The profiling of marine bio-optical properties by oceanographic lidar is of great significance to the monitoring of the marine environment and the study of the global carbon cycle. In this study, the global detection capability of oceanographic lidar is analyzed with different specifications. To evaluate the detection performance, a simulator on multi-platform is developed. Based on the quasi-single elastic scattering approximation lidar equation and the bio-optical models, the simulator can generate different kinds of outputs, such as lidar signal profiles, signal-to-noise ratio profiles, maximum detectable depth distributions. The optical properties profiles of the global ocean could be derived from the global chlorophyll-a concentration profile data set, which is used as the input to the simulator.

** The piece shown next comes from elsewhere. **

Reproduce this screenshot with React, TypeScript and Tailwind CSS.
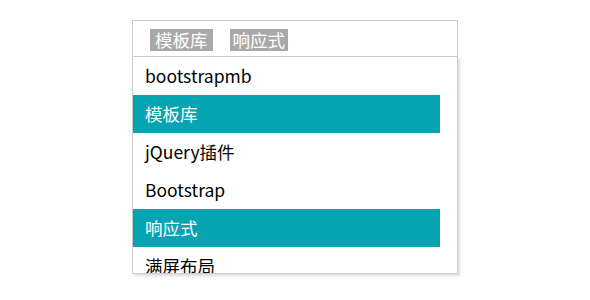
import React from "react";

const items = [
  { label: "bootstrapmb", active: false },
  { label: "模板库", active: true },
  { label: "jQuery插件", active: false },
  { label: "Bootstrap", active: false },
  { label: "响应式", active: true },
  { label: "满屏布局", active: false },
];

export default function App() {
  return (
    <div
      className="w-[590px] h-[300px] bg-white pt-[20px] pl-[132px]"
      style={{ fontFamily: '"Noto Sans CJK SC", "Noto Sans", sans-serif' }}
    >
      <div className="w-[326px]">
        <div className="h-[37px] border border-[#cccccc] flex items-center gap-[17px] pl-[17px] pt-[2px]">
          <span className="bg-[#a9a9a9] text-white text-[17.5px] leading-[22px] px-[5px]">模板库</span>
          <span className="bg-[#a9a9a9] text-white text-[17.5px] leading-[22px] px-[3px]">响应式</span>
        </div>
        <div className="h-[217px] border border-t-0 border-[#cccccc] overflow-hidden shadow-[2px_2px_3px_rgba(0,0,0,0.15)]">
          <div className="w-[307px]">
            {items.map((it) => (
              <div
                key={it.label}
                className={
                  it.active
                    ? "h-[38px] flex items-center pl-[12px] text-[17.5px] bg-[#06a3b3] text-white"
                    : "h-[38px] flex items-center pl-[12px] text-[17.5px] text-black"
                }
              >
                {it.label}
              </div>
            ))}
          </div>
        </div>
      </div>
    </div>
  );
}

The simulation results are compared with the measurements from airborne lidar in the South China Sea, which verifies the reliability of the simulator. The global detection capability of spaceborne lidar with different power aperture products is simulated, and the influence of laser wavelength is analyzed. The results show that, for the simulated spaceborne lidar with typical specifications at 486 nm, there are probabilities ranging from 0.66 to 0.85 that the upper boundary of the thermocline can be detected on a global scale. In the cleanest open ocean, the lidar has a good capability to penetrate the upper boundary of the thermocline, while it cannot penetrate the subsurface chlorophyll maximum layers, in which the global penetration ratio is 0.93 under the simulation specifications at 486 nm. Finally, the influence of repetition frequency is analyzed, and the results show that reducing the pulse repetition frequency at the same average power can effectively reduce the background light of cumulative profiles and improve the signal-to-noise ratio.